A former CIA spymaster and two business associates have been indicted by a federal grand jury in Alexandria on charges that they conspired to sell a $5 million diesel engine assembly line to the Soviet Union in violation of U.S. export laws.

Federal authorities said yesterday that the charges were the result of an undercover sting operation run by the Customs Service through a fictitious Paris-based company with which the three allegedly had been dealing since October.

Paul Sakwa, one of the defendants named in the 11-count indictment, was the Washington-based chief of U.S. spy activity in Vietnam from 1959 to 1961. For two years prior to that he worked as a covert agent in Brussels, according to court papers. He left the Central Intelligence Agency in 1962 to join the State Department and remained there for two years before leaving the government to become a consultant.

Also charged by the grand jury were a Chicago business executive, Stephen G. Carter, president of Performance Sales and Marketing, Inc., and Gerald F. McCall, a Toronto businessman.

Sakwa was arrested by Customs agents on Dec. 28 at the Holiday Inn in Alexandria's Old Town section as he waited to meet with Carter and McCall, officials said yesterday. The latter two were arrested the same day at National Airport as they stepped off an American Airlines flight from Chicago.

All three men are free on bond and are scheduled to be arraigned on Monday at Alexandria's federal courthouse.

Customs Service Commissioner William von Rabb told a news conference that the three had an option to buy a diesel assembly line manufactured by Ingersoll-Rand Co., a New Jersey-based conglomerate, and planned to export the assembly line to the Kama River Truck Complex, a major Soviet factory in Siberia.

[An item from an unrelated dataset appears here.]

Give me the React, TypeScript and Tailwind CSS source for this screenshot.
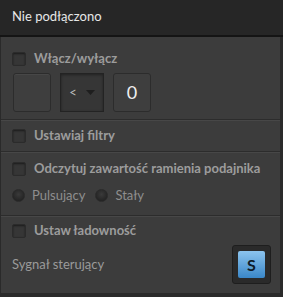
import { useState } from 'react';

function Check({ label, checked, onToggle }: { label: string; checked: boolean; onToggle: () => void }) {
  return (
    <button type="button" onClick={onToggle} className="flex h-[14px] items-center gap-[8px] text-left">
      <span className="flex h-[14px] w-[14px] shrink-0 items-center justify-center rounded-[2px] border border-[#2b2b2b] bg-[#363636] shadow-[inset_0_1px_2px_rgba(0,0,0,0.5)]">
        {checked ? <span className="h-[6px] w-[6px] bg-[#5aa0d8]" /> : null}
      </span>
      <span className="whitespace-nowrap text-[13px] font-bold text-[#9c9c9c]">{label}</span>
    </button>
  );
}

function Radio({ label, active, onPick }: { label: string; active: boolean; onPick: () => void }) {
  return (
    <button type="button" onClick={onPick} className="flex items-center gap-[7px]">
      <span className="h-[13px] w-[13px] rounded-full border border-[#2a2a2a] bg-[radial-gradient(circle_at_50%_40%,#3a3a3a,#1c1c1c)]">
        {active ? <span className="m-[3px] block h-[5px] w-[5px] rounded-full bg-[#5aa0d8]" /> : null}
      </span>
      <span className="text-[13px] text-[#8e8e8e]">{label}</span>
    </button>
  );
}

export default function App() {
  const [onOff, setOnOff] = useState(false);
  const [filters, setFilters] = useState(false);
  const [readArm, setReadArm] = useState(false);
  const [charge, setCharge] = useState(false);
  const [mode, setMode] = useState('');

  return (
    <main className="h-[297px] w-[283px] overflow-hidden bg-[#262626] font-['Lato',sans-serif]">
      <header className="flex h-[37px] items-center border-b-2 border-[#141414] px-[12px] pb-[1px] text-[13px] text-[#e6e6e6]">
        Nie podłączono
      </header>
      <div className="h-[260px] border-r-[3px] border-b-[4px] border-l-[1px] border-[#2a2a2a] bg-[#3c3c3c]">
        <section className="h-[83px] border-b border-[#2c2c2c] px-[11px] pt-[15px]">
          <Check label="Włącz/wyłącz" checked={onOff} onToggle={() => setOnOff(!onOff)} />
          <div className="mt-[7px] flex gap-[9px] pl-[1px]">
            <div className="h-[39px] w-[38px] rounded-[3px] border border-[#2c2c2c] bg-[#3e3e3e] shadow-[inset_0_1px_0_rgba(255,255,255,0.05)]" />
            <div className="flex h-[39px] w-[44px] items-center justify-center gap-[9px] border border-[#232323] bg-[#363636] shadow-[inset_0_1px_3px_rgba(0,0,0,0.4)]">
              <span className="text-[13px] text-[#bdbdbd]">&lt;</span>
              <svg width="9" height="5" viewBox="0 0 9 5"><path d="M0 0h9L4.5 5z" fill="#1e1e1e" /></svg>
            </div>
            <div className="flex h-[39px] w-[38px] items-center justify-center rounded-[3px] border border-[#2c2c2c] bg-[#3e3e3e] text-[18px] text-[#f0f0f0]">
              0
            </div>
          </div>
        </section>
        <section className="flex h-[32px] items-center border-t border-[#474747] border-b border-b-[#2c2c2c] px-[11px]">
          <Check label="Ustawiaj filtry" checked={filters} onToggle={() => setFilters(!filters)} />
        </section>
        <section className="h-[64px] border-t border-[#474747] border-b border-b-[#2c2c2c] px-[11px] pt-[9px]">
          <Check label="Odczytuj zawartość ramienia podajnika" checked={readArm} onToggle={() => setReadArm(!readArm)} />
          <div className="mt-[10px] flex gap-[10px]">
            <Radio label="Pulsujący" active={mode === 'p'} onPick={() => setMode('p')} />
            <Radio label="Stały" active={mode === 's'} onPick={() => setMode('s')} />
          </div>
        </section>
        <section className="border-t border-[#474747] px-[11px] pt-[7px]">
          <Check label="Ustaw ładowność" checked={charge} onToggle={() => setCharge(!charge)} />
          <div className="mt-[7px] flex items-center justify-between">
            <span className="text-[13px] text-[#9a9a9a]">Sygnał sterujący</span>
            <div className="mr-[-2px] rounded-[3px] border border-[#1e1e1e] bg-[#2a2a2a] p-[5px]">
              <div className="flex h-[27px] w-[27px] items-center justify-center rounded-[2px] bg-[linear-gradient(#8cc4ee,#3a87c8)] text-[16px] font-bold text-[#0e1a26]">
                S
              </div>
            </div>
          </div>
        </section>
      </div>
    </main>
  );
}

Ever since U.S. officials found that the truck facility manufactured much of the military equipment used by Soviet forces in its two-year-old operation in Afghanistan, American firms have been forbidden to ship equipment there.

Von Rabb said the United States has no evidence that the Soviet Union was directly involved.

"The Soviets do not leave fingerprints," he said. "So it's not surprising at this point not to have any hard evidence that the Soviets were involved."

The indictment was vague about whether any Soviet officials had been involved. William Rudman, special agent in charge of Customs' Washington field office, declined to say if any Soviet Embassy personnel may have figured in the proposed deal. Rudman said that the Customs investigation is continuing and the question was "sensitive."

The assembly line is among the items on the Commerce Department's Commodity Control List, meaning that a special license is required from the department in order to export it. A license for shipment to the Soviet Union would not be issued, the indictment said.

The grand jury charged that the three men had dealt with the Paris firm, identified only as Arinfi, in order to obtain documents listing France as the final destination for the equipment. Assistant U.S. Attorney Joseph J. Aronica said that the name Arinfi carried no special significance.

The indictment, returned late Tuesday in Alexandria and made public yesterday, alleged that the men had been alerted on Dec. 20 through an acquaintance of Carter's that the Soviets were interested in buying the assembly line.

The Customs investigation is part of Operation Exodus, a 14-month-old Reagan administration campaign to curb the illegal export of American-made high-technology and strategic materials. A Canadian firm and two of its executives are facing similar U.S. charges in Alexandria alleging that they conspired to ship tank engines to Iran.

Sakwa, a Northwest Washington resident, made headlines in 1973 when he opposed President Nixon's choice of William E. Colby to head the CIA, criticizing Colby's performance as CIA station chief in Saigon in the early 1960s.

Sakwa, who watched over the agency's covert activities in Vietnam for about two years, later served as special assistant to CIA spy chief Richard M. Bissell Jr. before leaving the agency.

If convicted, Sakwa and Carter face up to 50 years in prison and fines totaling more than $75 million, under provisions of the Export Administration Act. McCall could receive a maximum penalty of 45 years' imprisonment and more than $50 million in fines.